-- What you should do --
Write only the number of lines holding the string "this".

□ □ □ □ □ □ □

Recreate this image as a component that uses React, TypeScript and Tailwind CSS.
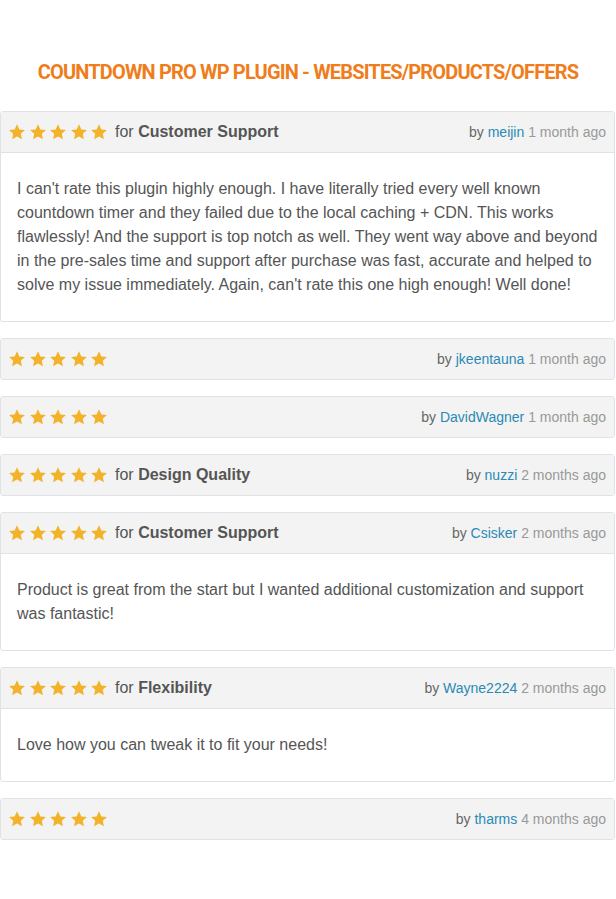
import React from "react";

type Review = {
  category?: string;
  user: string;
  time: string;
  body?: string[];
};

const reviews: Review[] = [
  {
    category: "Customer Support",
    user: "meijin",
    time: "1 month ago",
    body: [
      "I can't rate this plugin highly enough. I have literally tried every well known countdown timer and they failed due to the local caching + CDN. This works flawlessly! And the support is top notch as well. They went way above and beyond in the pre-sales time and support after purchase was fast, accurate and helped to solve my issue immediately. Again, can't rate this one high enough! Well done!",
    ],
  },
  { user: "jkeentauna", time: "1 month ago" },
  { user: "DavidWagner", time: "1 month ago" },
  { category: "Design Quality", user: "nuzzi", time: "2 months ago" },
  {
    category: "Customer Support",
    user: "Csisker",
    time: "2 months ago",
    body: [
      "Product is great from the start but I wanted additional customization and support was fantastic!",
    ],
  },
  {
    category: "Flexibility",
    user: "Wayne2224",
    time: "2 months ago",
    body: ["Love how you can tweak it to fit your needs!"],
  },
  { user: "tharms", time: "4 months ago" },
];

function Star() {
  return (
    <svg width="18" height="18" viewBox="0 0 24 24" className="block">
      <path
        d="M12 1.6l3.15 6.9 7.45.8-5.58 5.05 1.58 7.35L12 17.9l-6.6 3.8 1.58-7.35L1.4 9.3l7.45-.8z"
        fill="#f2b32b"
      />
    </svg>
  );
}

function Stars() {
  return (
    <div className="flex items-center gap-[2.5px]">
      {[0, 1, 2, 3, 4].map((i) => (
        <Star key={i} />
      ))}
    </div>
  );
}

function Card({ r }: { r: Review }) {
  return (
    <div className="border border-[#dfe3e7] rounded-[3px] bg-white overflow-hidden">
      <div
        className={`flex items-center justify-between pl-[7px] pr-[8px] bg-[#f3f3f3] ${
          r.body ? "h-[41px] border-b border-[#dfe3e7]" : "h-[40px]"
        }`}
      >
        <div className="flex items-center">
          <Stars />
          {r.category && (
            <span className="ml-[7px] text-[16px] text-[#555]">
              for <span className="font-bold">{r.category}</span>
            </span>
          )}
        </div>
        <div className="text-[14px]">
          <span className="text-[#666]">by </span>
          <span className="text-[#2a8ab5]">{r.user}</span>
          <span className="text-[#999]"> {r.time}</span>
        </div>
      </div>
      {r.body && (
        <div className="px-[16px] py-[24px] text-[16px] leading-[24px] text-[#555]">
          {r.body.map((p, i) => (
            <p key={i}>{p}</p>
          ))}
        </div>
      )}
    </div>
  );
}

export default function App() {
  return (
    <div className="w-[616px] min-h-[899px] bg-white pt-[58px] font-['Liberation_Sans',Arial,sans-serif]">
      <div className="text-center leading-[28px] mb-[23px]">
        <span className="inline-block text-[20px] font-bold text-[#ef7d1b] tracking-[-0.85px] font-['Roboto',sans-serif]">
          COUNTDOWN PRO WP PLUGIN - WEBSITES/PRODUCTS/OFFERS
        </span>
      </div>
      <div className="flex flex-col gap-[16px] pr-[1px]">
        {reviews.map((r, i) => (
          <Card key={i} r={r} />
        ))}
      </div>
    </div>
  );
}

□ □ □ □ □ □ □

-- Solution to the problem --
2